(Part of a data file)
#####

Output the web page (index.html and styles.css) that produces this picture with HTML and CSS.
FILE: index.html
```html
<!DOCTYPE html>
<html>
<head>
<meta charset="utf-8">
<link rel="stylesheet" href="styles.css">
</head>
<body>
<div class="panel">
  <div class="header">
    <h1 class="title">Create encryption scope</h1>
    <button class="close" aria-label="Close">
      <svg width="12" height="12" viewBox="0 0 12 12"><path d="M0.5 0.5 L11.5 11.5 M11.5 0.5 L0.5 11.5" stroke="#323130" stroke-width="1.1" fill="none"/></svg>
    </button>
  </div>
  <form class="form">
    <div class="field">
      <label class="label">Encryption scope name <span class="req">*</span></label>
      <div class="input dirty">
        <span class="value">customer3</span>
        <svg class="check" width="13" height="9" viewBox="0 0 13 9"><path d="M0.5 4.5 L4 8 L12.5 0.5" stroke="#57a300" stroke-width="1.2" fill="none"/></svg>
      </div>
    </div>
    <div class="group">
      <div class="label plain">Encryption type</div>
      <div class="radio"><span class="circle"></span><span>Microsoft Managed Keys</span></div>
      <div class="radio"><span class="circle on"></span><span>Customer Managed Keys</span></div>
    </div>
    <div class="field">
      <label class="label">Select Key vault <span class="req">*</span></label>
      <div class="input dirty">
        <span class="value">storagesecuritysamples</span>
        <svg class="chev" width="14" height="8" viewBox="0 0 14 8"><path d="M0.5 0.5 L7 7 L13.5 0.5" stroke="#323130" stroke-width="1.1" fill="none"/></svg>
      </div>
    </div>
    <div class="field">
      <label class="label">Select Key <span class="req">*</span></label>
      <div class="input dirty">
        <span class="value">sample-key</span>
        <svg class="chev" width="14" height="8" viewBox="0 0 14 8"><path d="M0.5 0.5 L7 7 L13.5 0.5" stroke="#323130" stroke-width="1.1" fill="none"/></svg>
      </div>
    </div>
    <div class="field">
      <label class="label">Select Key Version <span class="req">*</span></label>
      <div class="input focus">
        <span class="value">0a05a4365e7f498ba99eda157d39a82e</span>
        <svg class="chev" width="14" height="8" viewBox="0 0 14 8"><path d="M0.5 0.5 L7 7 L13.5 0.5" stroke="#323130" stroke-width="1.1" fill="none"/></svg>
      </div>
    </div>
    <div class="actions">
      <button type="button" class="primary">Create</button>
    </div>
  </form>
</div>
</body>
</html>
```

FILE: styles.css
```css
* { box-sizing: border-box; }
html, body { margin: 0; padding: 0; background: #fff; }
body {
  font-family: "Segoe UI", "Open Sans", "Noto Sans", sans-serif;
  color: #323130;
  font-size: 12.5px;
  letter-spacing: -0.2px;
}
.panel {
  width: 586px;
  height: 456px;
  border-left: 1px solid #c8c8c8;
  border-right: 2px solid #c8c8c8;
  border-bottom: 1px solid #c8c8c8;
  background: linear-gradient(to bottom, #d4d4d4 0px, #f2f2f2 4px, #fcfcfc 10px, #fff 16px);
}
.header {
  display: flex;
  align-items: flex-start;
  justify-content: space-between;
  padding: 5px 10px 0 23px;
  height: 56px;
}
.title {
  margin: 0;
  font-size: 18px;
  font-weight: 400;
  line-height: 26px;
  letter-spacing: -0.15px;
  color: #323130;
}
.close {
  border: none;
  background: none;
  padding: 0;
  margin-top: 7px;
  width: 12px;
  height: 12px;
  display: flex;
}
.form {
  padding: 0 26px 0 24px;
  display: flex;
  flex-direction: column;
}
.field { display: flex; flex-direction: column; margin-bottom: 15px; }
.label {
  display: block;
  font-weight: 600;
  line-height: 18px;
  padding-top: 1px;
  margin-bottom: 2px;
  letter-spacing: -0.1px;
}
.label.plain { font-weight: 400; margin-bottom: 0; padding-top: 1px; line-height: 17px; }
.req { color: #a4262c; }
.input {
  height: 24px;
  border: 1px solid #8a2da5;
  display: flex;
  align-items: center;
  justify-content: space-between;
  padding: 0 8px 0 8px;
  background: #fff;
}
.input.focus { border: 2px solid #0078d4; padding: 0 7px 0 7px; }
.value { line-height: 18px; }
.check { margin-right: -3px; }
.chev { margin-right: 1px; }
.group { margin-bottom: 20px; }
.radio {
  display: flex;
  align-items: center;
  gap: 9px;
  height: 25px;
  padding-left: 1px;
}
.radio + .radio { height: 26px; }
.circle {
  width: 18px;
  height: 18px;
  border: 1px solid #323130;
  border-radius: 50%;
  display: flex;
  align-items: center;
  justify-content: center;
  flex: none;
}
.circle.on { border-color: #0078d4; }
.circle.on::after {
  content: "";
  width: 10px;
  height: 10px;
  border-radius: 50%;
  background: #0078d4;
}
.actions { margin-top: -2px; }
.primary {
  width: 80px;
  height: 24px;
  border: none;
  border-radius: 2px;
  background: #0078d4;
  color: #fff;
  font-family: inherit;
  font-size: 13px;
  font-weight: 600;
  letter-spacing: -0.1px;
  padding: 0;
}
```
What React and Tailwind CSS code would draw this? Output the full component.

#####

» **The problem**: Copy the data above exactly. Every line must be included.

» **Output of the exercise**:
Output the web page (index.html and styles.css) that produces this picture with HTML and CSS.
FILE: index.html
```html
<!DOCTYPE html>
<html>
<head>
<meta charset="utf-8">
<link rel="stylesheet" href="styles.css">
</head>
<body>
<div class="panel">
  <div class="header">
    <h1 class="title">Create encryption scope</h1>
    <button class="close" aria-label="Close">
      <svg width="12" height="12" viewBox="0 0 12 12"><path d="M0.5 0.5 L11.5 11.5 M11.5 0.5 L0.5 11.5" stroke="#323130" stroke-width="1.1" fill="none"/></svg>
    </button>
  </div>
  <form class="form">
    <div class="field">
      <label class="label">Encryption scope name <span class="req">*</span></label>
      <div class="input dirty">
        <span class="value">customer3</span>
        <svg class="check" width="13" height="9" viewBox="0 0 13 9"><path d="M0.5 4.5 L4 8 L12.5 0.5" stroke="#57a300" stroke-width="1.2" fill="none"/></svg>
      </div>
    </div>
    <div class="group">
      <div class="label plain">Encryption type</div>
      <div class="radio"><span class="circle"></span><span>Microsoft Managed Keys</span></div>
      <div class="radio"><span class="circle on"></span><span>Customer Managed Keys</span></div>
    </div>
    <div class="field">
      <label class="label">Select Key vault <span class="req">*</span></label>
      <div class="input dirty">
        <span class="value">storagesecuritysamples</span>
        <svg class="chev" width="14" height="8" viewBox="0 0 14 8"><path d="M0.5 0.5 L7 7 L13.5 0.5" stroke="#323130" stroke-width="1.1" fill="none"/></svg>
      </div>
    </div>
    <div class="field">
      <label class="label">Select Key <span class="req">*</span></label>
      <div class="input dirty">
        <span class="value">sample-key</span>
        <svg class="chev" width="14" height="8" viewBox="0 0 14 8"><path d="M0.5 0.5 L7 7 L13.5 0.5" stroke="#323130" stroke-width="1.1" fill="none"/></svg>
      </div>
    </div>
    <div class="field">
      <label class="label">Select Key Version <span class="req">*</span></label>
      <div class="input focus">
        <span class="value">0a05a4365e7f498ba99eda157d39a82e</span>
        <svg class="chev" width="14" height="8" viewBox="0 0 14 8"><path d="M0.5 0.5 L7 7 L13.5 0.5" stroke="#323130" stroke-width="1.1" fill="none"/></svg>
      </div>
    </div>
    <div class="actions">
      <button type="button" class="primary">Create</button>
    </div>
  </form>
</div>
</body>
</html>
```

FILE: styles.css
```css
* { box-sizing: border-box; }
html, body { margin: 0; padding: 0; background: #fff; }
body {
  font-family: "Segoe UI", "Open Sans", "Noto Sans", sans-serif;
  color: #323130;
  font-size: 12.5px;
  letter-spacing: -0.2px;
}
.panel {
  width: 586px;
  height: 456px;
  border-left: 1px solid #c8c8c8;
  border-right: 2px solid #c8c8c8;
  border-bottom: 1px solid #c8c8c8;
  background: linear-gradient(to bottom, #d4d4d4 0px, #f2f2f2 4px, #fcfcfc 10px, #fff 16px);
}
.header {
  display: flex;
  align-items: flex-start;
  justify-content: space-between;
  padding: 5px 10px 0 23px;
  height: 56px;
}
.title {
  margin: 0;
  font-size: 18px;
  font-weight: 400;
  line-height: 26px;
  letter-spacing: -0.15px;
  color: #323130;
}
.close {
  border: none;
  background: none;
  padding: 0;
  margin-top: 7px;
  width: 12px;
  height: 12px;
  display: flex;
}
.form {
  padding: 0 26px 0 24px;
  display: flex;
  flex-direction: column;
}
.field { display: flex; flex-direction: column; margin-bottom: 15px; }
.label {
  display: block;
  font-weight: 600;
  line-height: 18px;
  padding-top: 1px;
  margin-bottom: 2px;
  letter-spacing: -0.1px;
}
.label.plain { font-weight: 400; margin-bottom: 0; padding-top: 1px; line-height: 17px; }
.req { color: #a4262c; }
.input {
  height: 24px;
  border: 1px solid #8a2da5;
  display: flex;
  align-items: center;
  justify-content: space-between;
  padding: 0 8px 0 8px;
  background: #fff;
}
.input.focus { border: 2px solid #0078d4; padding: 0 7px 0 7px; }
.value { line-height: 18px; }
.check { margin-right: -3px; }
.chev { margin-right: 1px; }
.group { margin-bottom: 20px; }
.radio {
  display: flex;
  align-items: center;
  gap: 9px;
  height: 25px;
  padding-left: 1px;
}
.radio + .radio { height: 26px; }
.circle {
  width: 18px;
  height: 18px;
  border: 1px solid #323130;
  border-radius: 50%;
  display: flex;
  align-items: center;
  justify-content: center;
  flex: none;
}
.circle.on { border-color: #0078d4; }
.circle.on::after {
  content: "";
  width: 10px;
  height: 10px;
  border-radius: 50%;
  background: #0078d4;
}
.actions { margin-top: -2px; }
.primary {
  width: 80px;
  height: 24px;
  border: none;
  border-radius: 2px;
  background: #0078d4;
  color: #fff;
  font-family: inherit;
  font-size: 13px;
  font-weight: 600;
  letter-spacing: -0.1px;
  padding: 0;
}
```
What React and Tailwind CSS code would draw this? Output the full component.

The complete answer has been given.